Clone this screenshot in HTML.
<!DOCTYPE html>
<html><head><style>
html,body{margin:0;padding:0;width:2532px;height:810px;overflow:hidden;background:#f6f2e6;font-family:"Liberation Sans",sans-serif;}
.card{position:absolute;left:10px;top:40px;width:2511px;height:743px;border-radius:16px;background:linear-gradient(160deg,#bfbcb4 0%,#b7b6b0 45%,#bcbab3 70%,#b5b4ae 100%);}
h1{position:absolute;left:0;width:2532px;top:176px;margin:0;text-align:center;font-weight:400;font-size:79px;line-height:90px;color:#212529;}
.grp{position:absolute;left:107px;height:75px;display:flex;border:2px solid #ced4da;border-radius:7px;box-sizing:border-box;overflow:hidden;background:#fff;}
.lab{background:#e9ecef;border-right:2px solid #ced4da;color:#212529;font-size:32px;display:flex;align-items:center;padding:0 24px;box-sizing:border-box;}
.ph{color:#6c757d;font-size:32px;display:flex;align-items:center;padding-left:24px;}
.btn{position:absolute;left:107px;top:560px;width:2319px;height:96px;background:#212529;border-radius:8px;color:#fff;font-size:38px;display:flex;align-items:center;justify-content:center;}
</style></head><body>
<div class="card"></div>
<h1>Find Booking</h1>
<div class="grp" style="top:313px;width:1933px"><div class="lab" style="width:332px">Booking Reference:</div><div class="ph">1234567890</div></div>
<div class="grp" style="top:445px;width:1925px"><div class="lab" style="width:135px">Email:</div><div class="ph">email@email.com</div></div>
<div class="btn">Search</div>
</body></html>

- - - - -

## Goal of the exercise
Type the material above out again, exactly.

## Written reply
Clone this screenshot in HTML.
<!DOCTYPE html>
<html><head><style>
html,body{margin:0;padding:0;width:2532px;height:810px;overflow:hidden;background:#f6f2e6;font-family:"Liberation Sans",sans-serif;}
.card{position:absolute;left:10px;top:40px;width:2511px;height:743px;border-radius:16px;background:linear-gradient(160deg,#bfbcb4 0%,#b7b6b0 45%,#bcbab3 70%,#b5b4ae 100%);}
h1{position:absolute;left:0;width:2532px;top:176px;margin:0;text-align:center;font-weight:400;font-size:79px;line-height:90px;color:#212529;}
.grp{position:absolute;left:107px;height:75px;display:flex;border:2px solid #ced4da;border-radius:7px;box-sizing:border-box;overflow:hidden;background:#fff;}
.lab{background:#e9ecef;border-right:2px solid #ced4da;color:#212529;font-size:32px;display:flex;align-items:center;padding:0 24px;box-sizing:border-box;}
.ph{color:#6c757d;font-size:32px;display:flex;align-items:center;padding-left:24px;}
.btn{position:absolute;left:107px;top:560px;width:2319px;height:96px;background:#212529;border-radius:8px;color:#fff;font-size:38px;display:flex;align-items:center;justify-content:center;}
</style></head><body>
<div class="card"></div>
<h1>Find Booking</h1>
<div class="grp" style="top:313px;width:1933px"><div class="lab" style="width:332px">Booking Reference:</div><div class="ph">1234567890</div></div>
<div class="grp" style="top:445px;width:1925px"><div class="lab" style="width:135px">Email:</div><div class="ph">email@email.com</div></div>
<div class="btn">Search</div>
</body></html>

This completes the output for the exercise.